Barros, porém, descarta que esse tipo de alteração do pensamento possa ter sido provocado pelas medicações citadas. “A sertralina é antidepressiva, não tem esses efeitos. A pregabalina pode deixar a pessoa sonolenta ou levemente confusa, mas não produz um pensamento delirante estruturado”, afirma. Segundo ele, mesmo a interação com gabapentina ou clorpromazina não sustentaria um quadro desse tipo.
O psiquiatra do IPq também relativiza a hipótese de que estresse ou privação de sono tenham desencadeado o episódio. Para que isso ocorra, explica, seria necessário um grau extremo e contínuo de estresse. “Tem que ser algo muito intenso, como situações de tortura, em que a pessoa é impedida de dormir. Mesmo em cenários estressantes, como uma prisão, não é comum ver um quadro delirante surgindo apenas por isso.”
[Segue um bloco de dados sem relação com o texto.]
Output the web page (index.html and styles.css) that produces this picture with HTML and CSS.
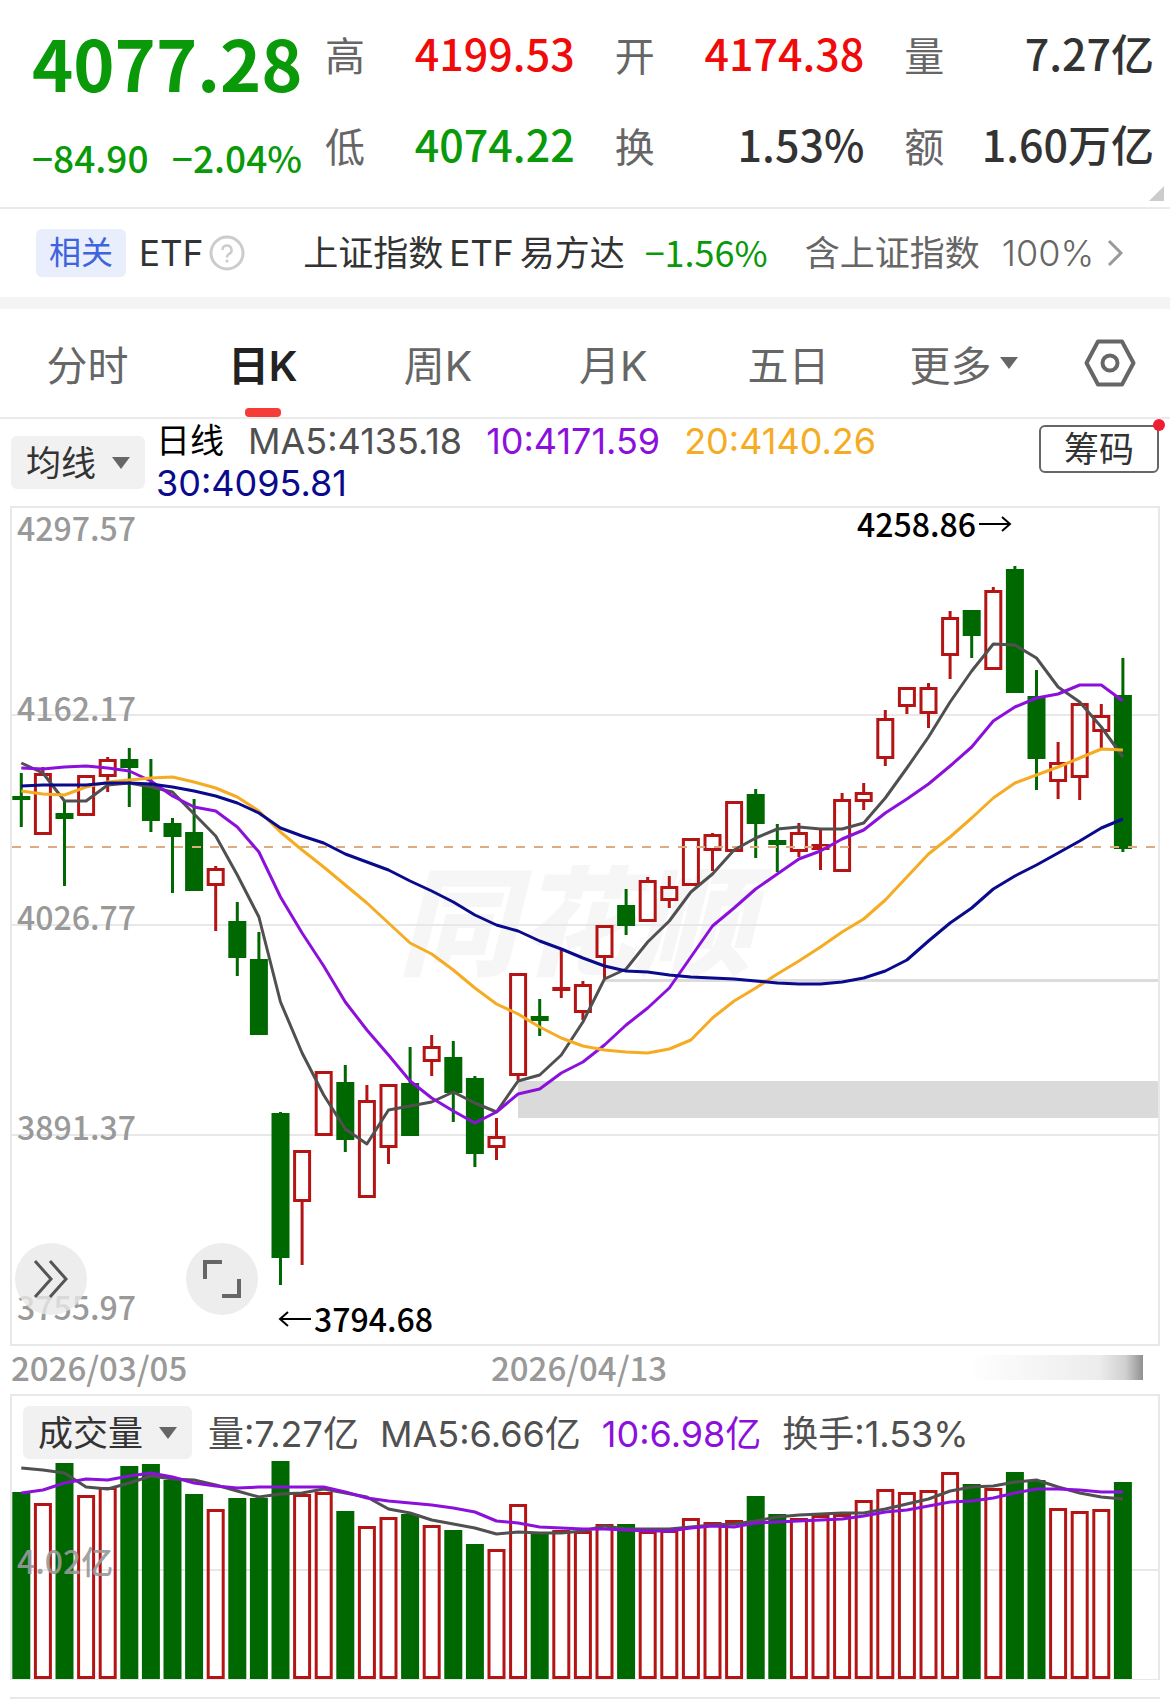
FILE: index.html
```html
<!DOCTYPE html>
<html lang="zh-CN">
<head>
    <meta charset="utf-8">
    <meta name="viewport" content="width=device-width">
    <title>上证指数</title>
    <link rel="stylesheet" href="styles.css">
</head>

<body>
    <header class="quote">
        <div class="quote-main">
            <p class="price">4077.28</p>
            <p class="change"><span>−84.90</span><span>−2.04%</span></p>
        </div>
        <dl class="stats">
            <div class="stat"><dt>高</dt><dd class="up">4199.53</dd></div>
            <div class="stat"><dt>开</dt><dd class="up">4174.38</dd></div>
            <div class="stat"><dt>量</dt><dd>7.27亿</dd></div>
            <div class="stat"><dt>低</dt><dd class="down">4074.22</dd></div>
            <div class="stat"><dt>换</dt><dd>1.53%</dd></div>
            <div class="stat"><dt>额</dt><dd>1.60万亿</dd></div>
        </dl>
        <span class="corner"></span>
    </header>

    <a class="etf" href="#">
        <span class="tag">相关</span>
        <span class="etf-label">ETF</span>
        <svg class="help" width="36" height="36" viewBox="0 0 36 36">
            <circle cx="18" cy="18" r="16" fill="none" stroke="#ccc" stroke-width="3"/>
            <path d="M13.500 15a4.500 4.500 0 1 1 6.500 4c-1.500 1-2 1.500-2 3.500" fill="none" stroke="#ccc" stroke-width="2.500"/>
            <circle cx="18" cy="26" r="1.600" fill="#ccc"/>
        </svg>
        <span class="etf-name"><span>上证指数</span><span>ETF</span><span>易方达</span></span>
        <span class="etf-change">−1.56%</span>
        <span class="etf-hold">含上证指数</span>
        <span class="etf-rate">100%</span>
        <svg class="more" width="16" height="28" viewBox="0 0 16 28">
            <path d="M2 2l12 12L2 26" fill="none" stroke="#999" stroke-width="3"/>
        </svg>
    </a>

    <nav class="tabs">
        <button class="tab">分时</button>
        <button class="tab active">日K</button>
        <button class="tab">周K</button>
        <button class="tab">月K</button>
        <button class="tab">五日</button>
        <button class="tab">更多<span class="caret"></span></button>
        <button class="tab" aria-label="设置">
            <svg width="52" height="48" viewBox="0 0 52 48">
                <path d="M14 2.500h24L49.500 24L38 45.500H14L2.500 24z" fill="none" stroke="#666" stroke-width="4" stroke-linejoin="round"/>
                <circle cx="26" cy="24" r="7.500" fill="none" stroke="#666" stroke-width="4"/>
            </svg>
        </button>
    </nav>

    <section class="ma">
        <label class="picker">
            <select aria-label="主图指标"><option>均线</option></select>
            <span class="caret"></span>
        </label>
        <p class="legend">
            <span class="name">日线</span>
            <span>MA5:4135.18</span>
            <span class="ma10">10:4171.59</span>
            <span class="ma20">20:4140.26</span>
            <span class="ma30">30:4095.81</span>
        </p>
        <button class="chip">筹码<i class="dot"></i></button>
    </section>

    <section class="panel">
        <svg class="chart js-kline" viewBox="12 508 1146 836">
            <text class="watermark" x="398" y="966">同花顺</text>
            <path class="grid" d="M12 715H1158M12 925H1158M12 1135H1158"/>
            <rect x="605" y="979" width="553" height="3" fill="#dcdcdc"/>
            <rect x="518" y="1081" width="640" height="37" fill="#dadada"/>
            <g class="js-candles"></g>
            <path d="M12 847H1158" stroke="#dcab82" stroke-width="2" stroke-dasharray="9 9"/>
            <g class="js-lines"></g>
            <g class="axis">
                <text x="17" y="541">4297.57</text>
                <text x="17" y="721">4162.17</text>
                <text x="17" y="930">4026.77</text>
                <text x="17" y="1140">3891.37</text>
                <text x="17" y="1320">3755.97</text>
            </g>
            <text class="peak" x="857" y="537">4258.86</text>
            <path class="arrow" d="M979 524h31M1002 517l8 7l-8 7"/>
            <text class="peak" x="314" y="1332">3794.68</text>
            <path class="arrow" d="M311 1319h-31M288 1312l-8 7l8 7"/>
        </svg>
        <div class="tools">
            <button class="round" aria-label="展开">
                <svg width="36" height="40" viewBox="0 0 36 40">
                    <path d="M2 2l16 18L2 38M17 2l16 18L17 38" fill="none" stroke="#555" stroke-width="3"/>
                </svg>
            </button>
            <button class="round" aria-label="全屏">
                <svg width="38" height="38" viewBox="0 0 38 38">
                    <path d="M2 19V2h17M36 19v17H19" fill="none" stroke="#666" stroke-width="4"/>
                </svg>
            </button>
        </div>
    </section>

    <div class="dates">
        <time>2026/03/05</time>
        <time>2026/04/13</time>
        <span class="fade"></span>
    </div>

    <section class="panel volume">
        <div class="volume-head">
            <label class="picker">
                <select aria-label="副图指标"><option>成交量</option></select>
                <span class="caret"></span>
            </label>
            <p class="legend">
                <span>量:7.27亿</span>
                <span>MA5:6.66亿</span>
                <span class="ma10">10:6.98亿</span>
                <span>换手:1.53%</span>
            </p>
        </div>
        <svg class="chart" viewBox="12 1459 1146 220">
            <path class="grid" d="M12 1570H1158"/>
            <g class="js-volume"></g>
            <g class="axis"><text x="17" y="1574" opacity="0.900">4.02亿</text></g>
        </svg>
    </section>

    <div class="next-panel"></div>

    <script src="chart.js"></script>
</body>
</html>
```
FILE: styles.css
```css
*{
    box-sizing:border-box;
    margin:0;
    padding:0;
}

body{
    background-color:white;
    color:#333;
    font-family:Inter, "Noto Sans CJK SC", sans-serif;
    font-size:34px;
}

button, select{
    background:none;
    border:none;
    color:inherit;
    font:inherit;
    cursor:pointer;
}

/* top quote */

.quote{
    position:relative;
    display:flex;
    height:209px;
    padding:7px 16px 0 32px;
    border-bottom:2px solid #ebebeb;
    font-family:"Noto Sans CJK SC", sans-serif;
    font-weight:500;
}

.quote-main{
    width:293px;
    color:#099909;
}

.price{
    font-size:70px;
    font-weight:700;
    line-height:110px;
}

.change{
    display:flex;
    justify-content:space-between;
    width:270px;
    font-size:37px;
    line-height:80px;
}

.stats{
    flex:1;
    display:grid;
    grid-template-columns:repeat(3, 1fr);
    grid-auto-rows:91px;
    column-gap:40px;
}

.stat{
    display:flex;
    justify-content:space-between;
    line-height:91px;
    white-space:nowrap;
}

.stat dt{
    padding-top:2px;
    color:#666;
    font-size:40px;
    font-weight:400;
}

.stat dd{
    font-size:43px;
}

.up{
    color:#f00a0a;
}

.down{
    color:#099909;
}

.corner{
    position:absolute;
    right:6px;
    bottom:6px;
    border-left:15px solid transparent;
    border-bottom:15px solid #ccc;
}

/* related etf */

.etf{
    display:flex;
    align-items:center;
    height:100px;
    padding-left:36px;
    border-bottom:12px solid #f4f4f4;
    color:#333;
    font-size:35px;
    line-height:50px;
    text-decoration:none;
    white-space:nowrap;
}

.tag{
    padding:0 13px;
    border-radius:6px;
    background-color:#e8eefc;
    color:#3f63dd;
    font-size:32px;
    line-height:48px;
}

.etf-label{
    margin-left:13px;
}

.help{
    margin-left:6px;
}

.etf-name{
    display:flex;
    gap:6px;
    margin-left:58px;
}

.etf-change{
    margin-left:20px;
    padding-bottom:4px;
    color:#099909;
    font-family:"Noto Sans CJK SC", sans-serif;
    font-size:36px;
}

.etf-hold{
    margin-left:37px;
    color:#666;
}

.etf-rate{
    margin-left:22px;
    color:#666;
    font-size:36px;
    font-weight:300;
}

.more{
    margin-left:13px;
}

/* period tabs */

.tabs{
    display:grid;
    grid-template-columns:repeat(6, 3fr) 2fr;
    height:110px;
    padding-right:2px;
    border-bottom:2px solid #ebebeb;
}

.tab{
    position:relative;
    display:flex;
    align-items:center;
    justify-content:center;
    color:#666;
    font-size:41px;
}

.active{
    color:#222;
    font-weight:600;
}

.active::after{
    content:"";
    position:absolute;
    bottom:0;
    width:36px;
    height:9px;
    border-radius:4px;
    background-color:#f53d37;
}

.caret{
    border:9px solid transparent;
    border-top:12px solid #666;
    border-bottom:none;
}

.tab .caret{
    margin-left:8px;
}

/* indicator rows */

.ma{
    display:flex;
    align-items:flex-start;
    min-height:87px;
    padding:0 11px;
}

.picker{
    display:flex;
    align-items:center;
    height:53px;
    padding:0 15px;
    border-radius:6px;
    background-color:#f1f1f1;
}

.picker select{
    appearance:none;
    height:53px;
    margin-right:15px;
    font-size:35px;
}

.ma .picker{
    margin-top:17px;
}

.legend{
    flex:1;
    display:flex;
    flex-wrap:wrap;
    column-gap:21px;
    color:#505050;
    font-size:36px;
    line-height:42px;
    white-space:nowrap;
}

.ma .legend{
    column-gap:24px;
    margin:1px 100px 0 11px;
}

.legend .name{
    color:black;
    font-size:34px;
}

.legend .ma10{
    color:#8c10dc;
}

.legend .ma20{
    color:#f5ac22;
}

.legend .ma30{
    color:#0a0a8c;
}

.chip{
    position:relative;
    width:120px;
    height:48px;
    margin-top:6px;
    border:2px solid #666;
    border-radius:6px;
    font-size:35px;
    line-height:42px;
}

.dot{
    position:absolute;
    top:-8px;
    right:-8px;
    width:12px;
    height:12px;
    border-radius:50%;
    background-color:#f01e32;
}

/* charts */

.panel{
    position:relative;
    margin:0 10px;
    border:2px solid #e8e8e8;
}

.chart{
    display:block;
    width:100%;
}

.grid{
    stroke:#e8e8e8;
    stroke-width:2;
}

.watermark{
    fill:#f6f6f6;
    font-family:"Noto Sans CJK SC", sans-serif;
    font-size:118px;
    font-style:italic;
    font-weight:900;
}

.axis{
    fill:#999;
    font-family:"Noto Sans CJK SC", sans-serif;
    font-size:32px;
    font-weight:500;
}

.peak{
    fill:black;
    font-family:"Noto Sans CJK SC", sans-serif;
    font-size:32px;
    font-weight:500;
}

.arrow{
    fill:none;
    stroke:black;
    stroke-width:2;
}

.tools{
    position:absolute;
    left:3px;
    bottom:29px;
    display:flex;
    gap:99px;
}

.round{
    display:flex;
    align-items:center;
    justify-content:center;
    width:72px;
    height:72px;
    border-radius:50%;
    background-color:rgba(232, 232, 232, 0.8);
}

.dates{
    display:flex;
    align-items:flex-start;
    height:48px;
    padding:0 27px 0 11px;
    color:#999;
    font-family:"Noto Sans CJK SC", sans-serif;
    font-size:33px;
    font-weight:500;
    line-height:42px;
}

.dates time{
    flex:0 0 42.4%;
}

.dates time + time{
    flex:1;
}

.fade{
    width:175px;
    height:25px;
    margin-top:9px;
    background:linear-gradient(to right, white, #ececec 75%, #d0d0d0 90%, #909090);
}

.volume{
    border-bottom-width:1px;
}

.volume-head{
    display:flex;
    align-items:center;
    gap:16px;
    padding:10px 11px 0;
}

.volume-head .legend{
    padding-top:2px;
}

.next-panel{
    height:3px;
    margin:17px 10px 0;
    border-top:2px solid #e8e8e8;
}
```
FILE: chart.js
```javascript
const STEP = 21.6;
const FIRST = 21.3;
const BODY = 18;
const RED = '#b41414';
const GREEN = '#006800';

// direction, high, body top, body bottom, low
const candles = [
    ['g', 773, 796, 800, 827], ['r', 767, 773, 835, 835], ['g', 802, 813, 819, 886],
    ['r', 775, 775, 816, 816], ['r', 757, 759, 777, 792], ['g', 748, 759, 768, 807],
    ['g', 759, 786, 821, 832], ['g', 818, 823, 837, 893], ['g', 799, 832, 891, 891],
    ['r', 866, 868, 886, 931], ['g', 902, 921, 958, 976], ['g', 932, 959, 1035, 1035],
    ['g', 1112, 1113, 1258, 1285], ['r', 1150, 1150, 1202, 1265], ['r', 1071, 1071, 1136, 1136],
    ['g', 1065, 1082, 1140, 1152], ['r', 1085, 1100, 1198, 1198], ['r', 1084, 1084, 1148, 1164],
    ['g', 1047, 1083, 1136, 1136], ['r', 1035, 1046, 1062, 1076], ['g', 1041, 1057, 1093, 1122],
    ['g', 1076, 1078, 1154, 1167], ['r', 1118, 1136, 1148, 1160], ['r', 973, 973, 1076, 1080],
    ['g', 999, 1016, 1021, 1036], ['r', 950, 987, 991, 998], ['r', 981, 984, 1013, 1020],
    ['r', 925, 925, 958, 979], ['g', 889, 905, 926, 935], ['r', 877, 880, 922, 922],
    ['r', 876, 886, 901, 908], ['r', 838, 838, 886, 886], ['r', 833, 834, 851, 871],
    ['r', 801, 801, 852, 852], ['g', 789, 794, 824, 858], ['g', 824, 840, 845, 872],
    ['r', 823, 832, 852, 857], ['r', 828, 844, 850, 870], ['r', 793, 799, 872, 872],
    ['r', 783, 792, 802, 810], ['r', 710, 718, 759, 766], ['r', 687, 687, 707, 714],
    ['r', 683, 687, 714, 728], ['r', 611, 617, 656, 679], ['g', 610, 610, 636, 658],
    ['r', 587, 590, 670, 670], ['g', 566, 569, 693, 693], ['g', 670, 696, 759, 790],
    ['r', 742, 762, 782, 799], ['r', 703, 703, 778, 800], ['r', 704, 715, 732, 748],
    ['g', 658, 695, 849, 852]
];

const ma5 = [763, 773, 801, 801, 785, 783, 787, 792, 814, 836, 875, 917, 1002, 1053, 1095, 1129, 1144, 1110,
    1106, 1102, 1092, 1103, 1112, 1081, 1075, 1055, 1022, 979, 969, 942, 921, 892, 874, 850, 838, 829, 827, 829,
    829, 823, 798, 768, 737, 702, 671, 644, 645, 658, 687, 702, 727, 757];
const ma10 = [768, 769, 767, 766, 768, 771, 781, 796, 807, 811, 827, 852, 897, 933, 966, 1002, 1030, 1055,
    1081, 1098, 1111, 1123, 1112, 1094, 1089, 1073, 1062, 1045, 1025, 1008, 988, 957, 926, 908, 889, 874, 859, 851,
    839, 830, 813, 799, 784, 766, 747, 721, 707, 698, 694, 685, 685, 701];
const ma20 = [791, 794, 795, 787, 782, 780, 778, 777, 782, 788, 797, 811, 832, 850, 867, 885, 903, 923,
    943, 954, 970, 988, 1004, 1014, 1027, 1038, 1046, 1050, 1052, 1053, 1049, 1040, 1018, 1001, 988, 974, 961, 947,
    932, 919, 900, 877, 854, 837, 818, 798, 783, 775, 767, 758, 749, 750];
const ma30 = [786, 785, 785, 785, 783, 783, 784, 787, 791, 796, 803, 813, 828, 836, 843, 854, 862, 870,
    881, 891, 902, 915, 925, 931, 941, 949, 958, 966, 971, 972, 975, 977, 978, 979, 981, 983, 984, 984,
    982, 978, 971, 960, 941, 923, 908, 889, 876, 865, 853, 841, 828, 819];

const volTop = [1492, 1503, 1463, 1495, 1487, 1466, 1464, 1480, 1494, 1509, 1498, 1498, 1461, 1494, 1492, 1511,
    1526, 1517, 1514, 1525, 1530, 1544, 1549, 1504, 1532, 1530, 1531, 1524, 1524, 1531, 1530, 1518, 1522, 1520,
    1496, 1514, 1518, 1515, 1514, 1500, 1489, 1492, 1490, 1472, 1484, 1488, 1472, 1480, 1508, 1511, 1509, 1482];
const vol5 = [1468, 1470, 1473, 1487, 1489, 1483, 1476, 1479, 1480, 1485, 1491, 1497, 1494, 1493, 1489, 1493,
    1497, 1509, 1513, 1520, 1524, 1528, 1534, 1532, 1533, 1533, 1531, 1526, 1529, 1529, 1529, 1527, 1525, 1524,
    1521, 1517, 1515, 1514, 1513, 1513, 1509, 1504, 1499, 1491, 1487, 1486, 1482, 1480, 1487, 1493, 1497, 1499];
const vol10 = [1493, 1490, 1483, 1479, 1480, 1476, 1473, 1477, 1483, 1486, 1488, 1487, 1487, 1487, 1487, 1492,
    1498, 1501, 1503, 1505, 1508, 1512, 1521, 1523, 1527, 1528, 1529, 1529, 1530, 1531, 1531, 1528, 1526, 1527,
    1523, 1522, 1521, 1520, 1519, 1516, 1512, 1510, 1506, 1502, 1501, 1498, 1493, 1489, 1489, 1490, 1492, 1492];

function xOf(i){
    return FIRST + i * STEP;
}

function bar(x, top, bottom, dir){
    if (dir === 'g'){
        return `<rect x="${x - BODY / 2}" y="${top}" width="${BODY}" height="${bottom - top}" fill="${GREEN}"/>`;
    }
    // hollow body, the stroke stays inside the bar
    return `<rect x="${x - BODY / 2 + 1.5}" y="${top + 1.5}" width="${BODY - 3}" height="${Math.max(bottom - top - 3, 1)}"
        fill="none" stroke="${RED}" stroke-width="3"/>`;
}

function line(values, color){
    const points = values.map((y, i) => `${xOf(i)},${y}`).join(' ');
    return `<polyline points="${points}" fill="none" stroke="${color}" stroke-width="3" stroke-linejoin="round"/>`;
}

document.querySelector('.js-candles').innerHTML = candles.map(([dir, high, top, bottom, low], i) => {
    const x = xOf(i);
    const color = dir === 'g' ? GREEN : RED;
    return `<path d="M${x} ${high}V${top}M${x} ${bottom}V${low}" stroke="${color}" stroke-width="3"/>`
        + bar(x, top, bottom, dir);
}).join('');

document.querySelector('.js-lines').innerHTML =
    line(ma5, '#505050') + line(ma10, '#8c10dc') + line(ma20, '#f5ac22') + line(ma30, '#0a0a8c');

document.querySelector('.js-volume').innerHTML =
    volTop.map((top, i) => bar(xOf(i), top, 1679, candles[i][0])).join('')
    + line(vol5, '#505050') + line(vol10, '#8c10dc');
```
Ele acrescenta que dor crônica ou outras doenças clínicas, em geral, também não explicam o surgimento de quadros delirantes, exceto quando afetam diretamente o funcionamento do cérebro. Nesses casos, porém, os sintomas costumam vir acompanhados de outras alterações neurológicas ou comportamentais. Já com relação ao tratamento, Barros destaca que o manejo de quadros como alucinações e paranoia depende da causa subjacente. “Quando há uma doença de base, trata-se a condição principal. De forma geral, quadros delirantes são manejados com antipsicóticos”, diz.
Médicos alteram medicações
A equipe médica de Bolsonaro informou que o medicamento que supostamente teria causado quadro de confusão mental no ex-presidente foi suspenso. No boletim assinado pelo cirurgião geral Claudio Birolini e pelo cardiologista Leandro Echenique, os médicos afirmam que a medicação havia sido prescrita por outra profissional, com o objetivo de otimizar o tratamento, mas sem o conhecimento ou consentimento da equipe.
“O medicamento foi suspenso imediatamente, sem sintomas residuais neste momento. Foram realizados os ajustes necessários na medicação, restabelecendo a orientação anterior”, dizem.
Os médicos relatam ainda que Bolsonaro “encontra-se estável do ponto de vista clínico e passou a noite sem intercorrências”, e afirmam que seguirão acompanhando a evolução clínica do ex-presidente com reavaliações periódicas.